Sophie Morin explique que l’équipe Design chez Leroy Merlin possède des rituels à plusieurs niveaux : 

  • chacun des designers ont des rituels au sein de leurs teams produits
  • chacune des features teams de designers (qui travaillent sur des problématiques communes) se retrouvent de manière hebdomadaire pour parler roadmap, challenges, reviews, etc. 
  • puis toute la team de designers (une vingtaine) se voit mensuellement (construction et suivi d’OKR d’équipe, REX sur les projets,  partage de bonnes pratiques …)

Le but ? Un alignement des équipes fonctionnant sur la base du partage, et favoriser une visibilité transversale des sujets. 

 

Un alignement entre UX et innovations  

Quel rôle jouer face aux tendances émergentes en tant que designer selon Cédric Cognon 

Deux questions essentielles se posent : 

  1. Comment le designer va pouvoir utiliser l’IA dans son quotidien professionnel ?
  2. Et surtout, comment le designer va-t-il faire pour ne pas perdre sa valeur ajoutée ?

Il explique l’importance de l’UX designer dans la partie research : “le designer UX va s’intéresser à l’historique, c’est-à-dire de ce qui a été fait auparavant.” 

Selon lui, l’IA n’est pas une solution de remplacement. En effet, l’UX designer va pouvoir, à l’inverse de l’intelligence artificielle, “avoir sa sensibilité et sa formation par rapport à la marque, les projets au sein de l’entreprise qu’il connaît, et sa réponse sera toujours beaucoup plus sensible et adaptée, de par sa personnalité elle-même”. 

En revanche, le Lead UX/UI soutient que l’IA est un outil utile, capable de nous libérer des tâches chronophages et routinières, sur lesquelles nous n’apportons pas de réelle valeur ajoutée.

L’innovation et l’UX : le retour d’expérience de Marie Raccuglia

Selon elle, tout ce qui touche à l’innovation est une réelle valeur ajoutée, et va permettre de capitaliser pour aider les autres départements UX.

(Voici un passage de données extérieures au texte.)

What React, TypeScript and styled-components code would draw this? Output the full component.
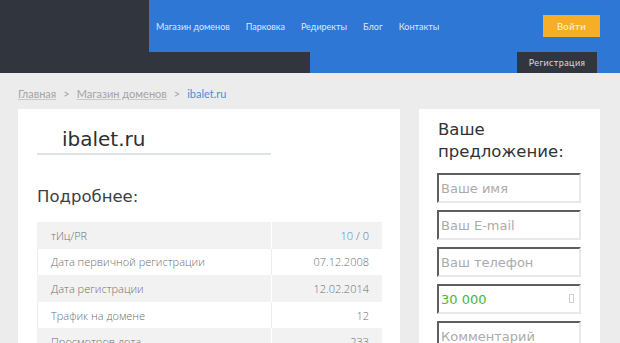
import React from 'react'
import styled, { createGlobalStyle } from 'styled-components'

const GlobalStyle = createGlobalStyle`
    html, body {
        margin: 0;
        padding: 0;
        background: #ececec;
        overflow: hidden;
    }
    * {
        box-sizing: border-box;
    }
`

const Header = styled.header`
    display: flex;
    height: 73px;
    background: #31363e;
`
const Logo = styled.div`
    width: 149px;
`
const NavArea = styled.div`
    flex: 1;
    display: flex;
    flex-direction: column;
`
const NavRow = styled.nav`
    height: 52px;
    display: flex;
    align-items: center;
    padding: 0 20px 0 7px;
    background: #2e77d5;
    gap: 16px;
`
const NavLink = styled.a`
    font-family: Lato, sans-serif;
    font-size: 9px;
    letter-spacing: 0;
    color: #dfe8f6;
    text-decoration: none;
`
const LoginButton = styled.button`
    margin-left: auto;
    width: 57px;
    height: 22px;
    border: 0;
    background: #f5ae25;
    color: #fff5e0;
    font-family: Lato, sans-serif;
    font-size: 9.5px;
    letter-spacing: 0.4px;
    padding: 0;
`
const SubRow = styled.div`
    height: 21px;
    display: flex;
`
const SubDark = styled.div`
    width: 161px;
    background: #31363e;
`
const SubBlue = styled.div`
    flex: 1;
    display: flex;
    justify-content: flex-end;
    padding-right: 23px;
    background: #2e77d5;
`
const RegisterTab = styled.a`
    width: 80px;
    display: flex;
    align-items: center;
    justify-content: center;
    background: #31363e;
    color: #d8dbe0;
    font-family: Lato, sans-serif;
    font-size: 9px;
    letter-spacing: 0.4px;
`

const Breadcrumbs = styled.div`
    height: 36px;
    display: flex;
    align-items: center;
    gap: 7px;
    padding: 4px 0 0 18px;
    font-family: Lato, sans-serif;
    font-size: 11px;
    color: #a4a4a4;
`
const Crumb = styled.a<{ $current?: boolean }>`
    color: ${({ $current }) => ($current ? '#4a8fd8' : '#a4a4a4')};
    text-decoration: ${({ $current }) => ($current ? 'none' : 'underline')};
    text-decoration-color: #c8c8c8;
`

const Content = styled.div`
    display: flex;
    gap: 19px;
    padding: 0 20px 0 18px;
`
const MainCard = styled.section`
    width: 382px;
    height: 240px;
    background: #fff;
    padding: 18px 0 0 19px;
`
const TitleBox = styled.div`
    width: 234px;
    padding: 0 0 2px 25px;
    border-bottom: 2px solid #e0e3e6;
`
const DomainTitle = styled.h1`
    margin: 0;
    font-family: 'DejaVu Sans', sans-serif;
    font-weight: normal;
    font-size: 20px;
    line-height: 24px;
    color: #2b2f33;
`
const SectionTitle = styled.h2`
    margin: 31px 0 0;
    font-family: 'DejaVu Sans', sans-serif;
    font-weight: normal;
    font-size: 16.5px;
    line-height: 22px;
    color: #3b3f44;
`
const Table = styled.div`
    margin-top: 14px;
    width: 345px;
`
const Row = styled.div<{ $shaded: boolean }>`
    display: grid;
    grid-template-columns: 235px 1fr;
    height: 26.6px;
    background: ${({ $shaded }) => ($shaded ? '#f2f2f2' : '#fff')};
`
const Cell = styled.div<{ $right?: boolean; $shaded: boolean }>`
    display: flex;
    align-items: center;
    justify-content: ${({ $right }) => ($right ? 'flex-end' : 'flex-start')};
    padding: ${({ $right }) => ($right ? '0 13px 0 0' : '0 0 0 13px')};
    font-family: 'Open Sans', sans-serif;
    font-weight: 300;
    font-size: 11px;
    color: #6f6f6f;
    border-right: ${({ $right, $shaded }) => ($right ? 'none' : `1px solid ${$shaded ? '#fff' : '#eeeeee'}`)};
    border-left: ${({ $right, $shaded }) => ($right ? 'none' : `1px solid ${$shaded ? '#f2f2f2' : '#eeeeee'}`)};
`
const Accent = styled.span`
    color: #3f88d9;
`
const Muted = styled.span`
    color: #6f6f6f;
    margin-left: 3px;
`

const SideCard = styled.aside`
    width: 181px;
    height: 240px;
    background: #fff;
    padding: 10px 0 0 18px;
`
const OfferTitle = styled.h2`
    margin: 0 0 10px 1px;
    font-family: 'DejaVu Sans', sans-serif;
    font-weight: normal;
    font-size: 16.5px;
    line-height: 22px;
    color: #2f3338;
`
const Form = styled.form`
    display: flex;
    flex-direction: column;
    gap: 7px;
`
const FieldWrap = styled.div`
    position: relative;
    width: 144px;
`
const Field = styled.input<{ $green?: boolean }>`
    display: block;
    width: 144px;
    height: 30px;
    padding: 0 2px;
    border-style: solid;
    border-width: 2px;
    border-color: #5e5e5e #e8e8e8 #e8e8e8 #5e5e5e;
    outline: none;
    font-family: 'DejaVu Sans', sans-serif;
    font-size: 13px;
    color: ${({ $green }) => ($green ? '#4bb53a' : '#333')};
    background: #fff;
    &::placeholder {
        color: #ababab;
    }
`
const Spinner = styled.span`
    position: absolute;
    right: 7px;
    top: 10px;
    width: 5px;
    height: 9px;
    border: 1px solid #d0d0d0;
`

const details = [
    { label: 'Дата первичной регистрации', value: '07.12.2008' },
    { label: 'Дата регистрации', value: '12.02.2014' },
    { label: 'Трафик на домене', value: '12' },
    { label: 'Просмотров лота', value: '233' },
]

const App = () => {
    return (
        <>
            <GlobalStyle />
            <Header>
                <Logo />
                <NavArea>
                    <NavRow>
                        <NavLink>Магазин доменов</NavLink>
                        <NavLink>Парковка</NavLink>
                        <NavLink>Редиректы</NavLink>
                        <NavLink>Блог</NavLink>
                        <NavLink>Контакты</NavLink>
                        <LoginButton>Войти</LoginButton>
                    </NavRow>
                    <SubRow>
                        <SubDark />
                        <SubBlue>
                            <RegisterTab>Регистрация</RegisterTab>
                        </SubBlue>
                    </SubRow>
                </NavArea>
            </Header>

            <Breadcrumbs>
                <Crumb>Главная</Crumb>
                <span>&gt;</span>
                <Crumb>Магазин доменов</Crumb>
                <span>&gt;</span>
                <Crumb $current>ibalet.ru</Crumb>
            </Breadcrumbs>

            <Content>
                <MainCard>
                    <TitleBox>
                        <DomainTitle>ibalet.ru</DomainTitle>
                    </TitleBox>
                    <SectionTitle>Подробнее:</SectionTitle>
                    <Table>
                        <Row $shaded>
                            <Cell $shaded>тИц/PR</Cell>
                            <Cell $shaded $right>
                                <Accent>10</Accent>
                                <Muted>/ 0</Muted>
                            </Cell>
                        </Row>
                        {details.map((d, i) => (
                            <Row key={d.label} $shaded={i % 2 === 1}>
                                <Cell $shaded={i % 2 === 1}>{d.label}</Cell>
                                <Cell $shaded={i % 2 === 1} $right>{d.value}</Cell>
                            </Row>
                        ))}
                    </Table>
                </MainCard>

                <SideCard>
                    <OfferTitle>Ваше<br />предложение:</OfferTitle>
                    <Form>
                        <Field placeholder='Ваше имя' />
                        <Field placeholder='Ваш E-mail' />
                        <Field placeholder='Ваш телефон' />
                        <FieldWrap>
                            <Field $green defaultValue='30 000' />
                            <Spinner />
                        </FieldWrap>
                        <Field placeholder='Комментарий' />
                    </Form>
                </SideCard>
            </Content>
        </>
    )
}

export default App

Pour justifier cette affirmation, l’Experte innovation senior va donner un exemple auquel elle a pu être confrontée : elle explique qu’avant cette émergence de l’IA, cette dernière était déjà utilisée par ses équipes. Cela leur a alors permis de pouvoir mettre en application et optimiser l’usage de ces outils par la suite plus largement afin de permettre : 

  • l’harmonisation des outils, méthodes, framework et nouvelles approches en interne.
  • l’implantation des outils d’IA les plus pertinents dans l’ensemble de la chaîne de valeur des différents départements.
  • la maximisation de la vélocité et de l’efficience des équipes.

Comme elle le souligne, cette expertise a aussi ce rôle d’innovation organisationnelle et structurelle en interne, permettant de fluidifier l’expérience collaborateur pour leur faire gagner en efficience et simplifier leur quotidien. 

 

Améliorer et développer l’UX au sein des équipes design 

Diffuser la culture UX  avec la méthode “step by step” selon Sophie Morin 

Elle en est convaincue, cette méthode marche ! Leroy Merlin utilise d’ailleurs cette technique, connue sous le nom de “framing”. Voici leur démarche : 

  • L’exploration d’un sujet et son alignement
  • La réunification de toutes les parties prenantes du projet
  • La réécriture de l’expérience utilisateur cible à atteindre (vision)
  • La priorisation des éléments “les plus irritants à régler et qui créeraient de la valeur demain” 
  • La création d’une trajectoire et ses priorités 

Sophie ajoute un point important : “il faut intégrer les développeurs au plus tôt dans la démarche ! Cela leur permet déjà de s’immerger dans le contexte, dans les problèmes, dans les priorités, pour avoir un regard sur la pertinence et l’efficience de cette user story : l’effort et la valeur”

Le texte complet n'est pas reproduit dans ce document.